◆ What you should do:
Output the material below unchanged, apart from leaving out the pictures.

:: Source material ::

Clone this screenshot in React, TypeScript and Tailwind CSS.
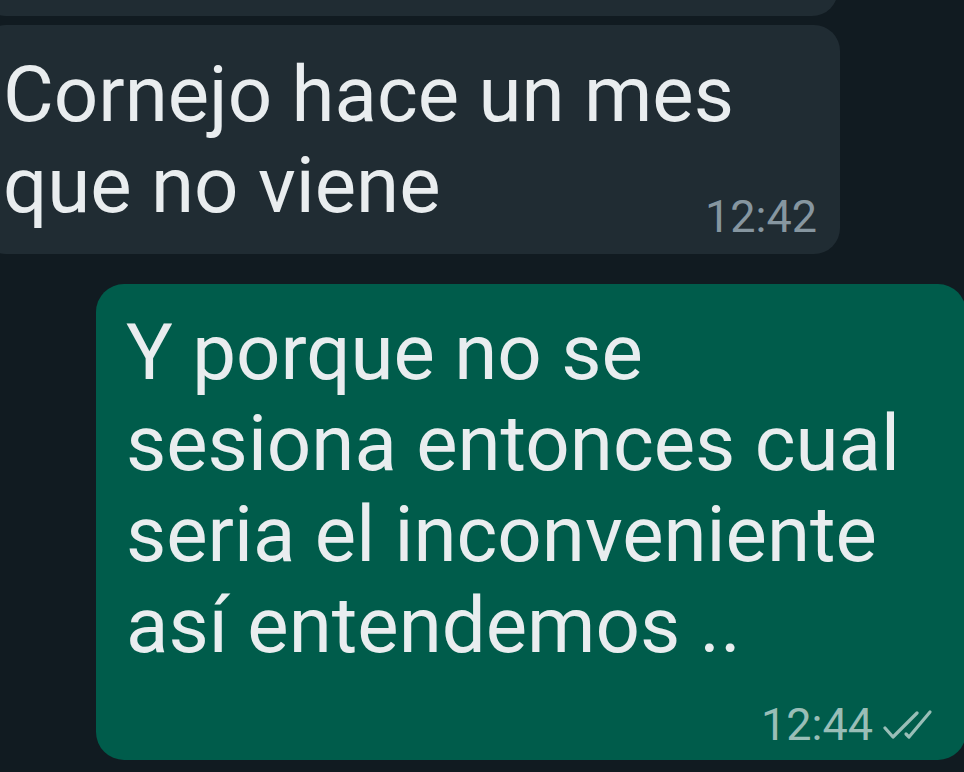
import React from "react";

function DoubleCheck() {
	return (
		<svg width="50" height="32" viewBox="0 0 50 32" fill="none" stroke="#99beb7" strokeWidth="3.2" strokeLinecap="round" strokeLinejoin="round">
			<polyline points="2,19 10,28 34,4" />
			<polyline points="23,25 26,28 47,3" />
		</svg>
	);
}

export default function App() {
	return (
		<div className="h-[772px] w-[964px] overflow-hidden bg-[#111b21] font-['Roboto',sans-serif]">
			<div className="flex flex-col">
				{/* previous message, mostly scrolled off */}
				<div className="-ml-[20px] -mt-[40px] h-[56px] w-[858px] rounded-[26px] bg-[#202c33]" />

				{/* incoming */}
				<div className="-ml-[20px] mt-[9px] flex w-[860px] flex-col rounded-[26px] bg-[#202c33] pl-[23px] pr-[23px] pt-[24px] pb-[15px]">
					<p className="text-[78px] leading-[91px] text-[#e9edef]">
						Cornejo hace un mes
						<br />
						que no viene
					</p>
					<div className="-mt-[36px] self-end text-[45px] leading-[44px] text-[#8696a0]">12:42</div>
				</div>

				{/* outgoing */}
				<div className="ml-[96px] mt-[30px] flex w-[870px] flex-col rounded-[28px] bg-[#005c4b] pl-[30px] pr-[33px] pt-[23px] pb-[13px]">
					<p className="text-[78px] leading-[91px] text-[#e9edef]">
						Y porque no se
						<br />
						sesiona entonces cual
						<br />
						seria el inconveniente
						<br />
						así entendemos ..
					</p>
					<div className="mt-[32px] flex items-center gap-[10px] self-end">
						<span className="text-[45px] leading-[44px] text-[#99beb7]">12:44</span>
						<DoubleCheck />
					</div>
				</div>
			</div>
		</div>
	);
}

:::

◆ Written reply:
Clone this screenshot in React, TypeScript and Tailwind CSS.
import React from "react";

function DoubleCheck() {
	return (
		<svg width="50" height="32" viewBox="0 0 50 32" fill="none" stroke="#99beb7" strokeWidth="3.2" strokeLinecap="round" strokeLinejoin="round">
			<polyline points="2,19 10,28 34,4" />
			<polyline points="23,25 26,28 47,3" />
		</svg>
	);
}

export default function App() {
	return (
		<div className="h-[772px] w-[964px] overflow-hidden bg-[#111b21] font-['Roboto',sans-serif]">
			<div className="flex flex-col">
				{/* previous message, mostly scrolled off */}
				<div className="-ml-[20px] -mt-[40px] h-[56px] w-[858px] rounded-[26px] bg-[#202c33]" />

				{/* incoming */}
				<div className="-ml-[20px] mt-[9px] flex w-[860px] flex-col rounded-[26px] bg-[#202c33] pl-[23px] pr-[23px] pt-[24px] pb-[15px]">
					<p className="text-[78px] leading-[91px] text-[#e9edef]">
						Cornejo hace un mes
						<br />
						que no viene
					</p>
					<div className="-mt-[36px] self-end text-[45px] leading-[44px] text-[#8696a0]">12:42</div>
				</div>

				{/* outgoing */}
				<div className="ml-[96px] mt-[30px] flex w-[870px] flex-col rounded-[28px] bg-[#005c4b] pl-[30px] pr-[33px] pt-[23px] pb-[13px]">
					<p className="text-[78px] leading-[91px] text-[#e9edef]">
						Y porque no se
						<br />
						sesiona entonces cual
						<br />
						seria el inconveniente
						<br />
						así entendemos ..
					</p>
					<div className="mt-[32px] flex items-center gap-[10px] self-end">
						<span className="text-[45px] leading-[44px] text-[#99beb7]">12:44</span>
						<DoubleCheck />
					</div>
				</div>
			</div>
		</div>
	);
}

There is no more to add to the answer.